Theatres and playhouses were allowed in the Clink; the most famous was the Globe Theatre where William Shakespeare performed his plays. Another was The Rose, where Shakespeare and Christopher Marlowe both premiered plays.

Bull and bear baiting were also permitted.

==Local governance==
The liberty was in the parish of St Margaret's, Southwark until 1539 when it was replaced by St Saviour's, Southwark.

The Southwark (Streets) Act 1786 (26 Geo. 3. c. 120) (long title "An Act for paving, cleansing, lighting and watching the Streets, Lanes and other publick Passages and Places, within the Manor of Southwark, otherwise called The Clink …") established the Clink Paving Commissioners. Bollards marked "Clink 1812", part of the works of the commissioners, can be found in the Bankside area.

As a civic area it was united in the St Saviour's District with St Saviour's and Christchurch, Surrey under the Metropolitan Board of Works from 1855. The metropolitan board assumed the powers of the paving commissioners.

==Abolition==
During the period of the Commonwealth the episcopy was abolished, and the liberty was sold to a private owner in 1649. It was returned to the bishop on the restoration in 1660.

The Clink prison was destroyed in 1780, and the bishop's palace in 1814. In 1863 the rights of the Bishop of Winchester in the liberty were vested in the Ecclesiastical Commissioners.
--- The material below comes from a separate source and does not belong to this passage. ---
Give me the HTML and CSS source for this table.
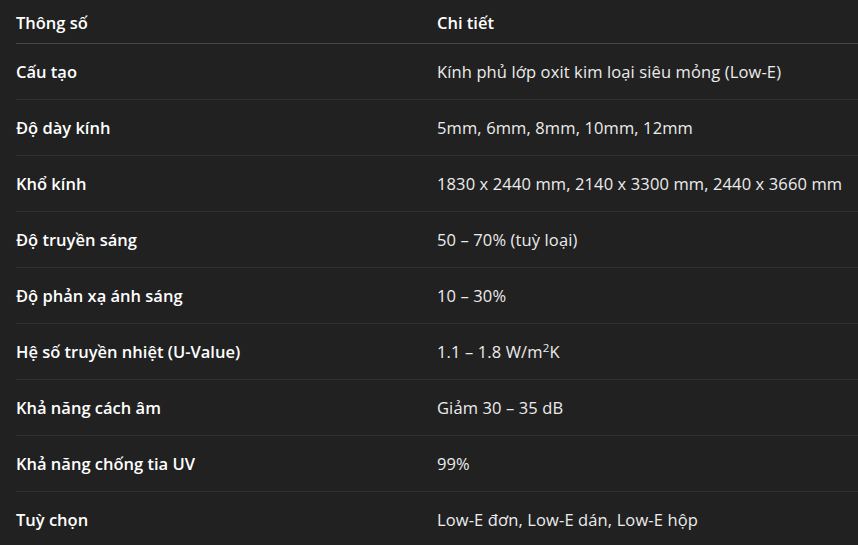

The liberty was finally abolished in 1889, when the Local Government Act 1888 merged all remaining liberties into their surrounding counties. The Liberty of the Clink had been surrounded by Surrey, but the 1888 act created a new County of London in the metropolitan area and the liberty became part of the new county.

==Geography==
The liberty was approximately 70 acres (28 hectares) in area and was situated in the modern Bankside area of the London Borough of Southwark. Clink Street and Winchester Walk recall its former status.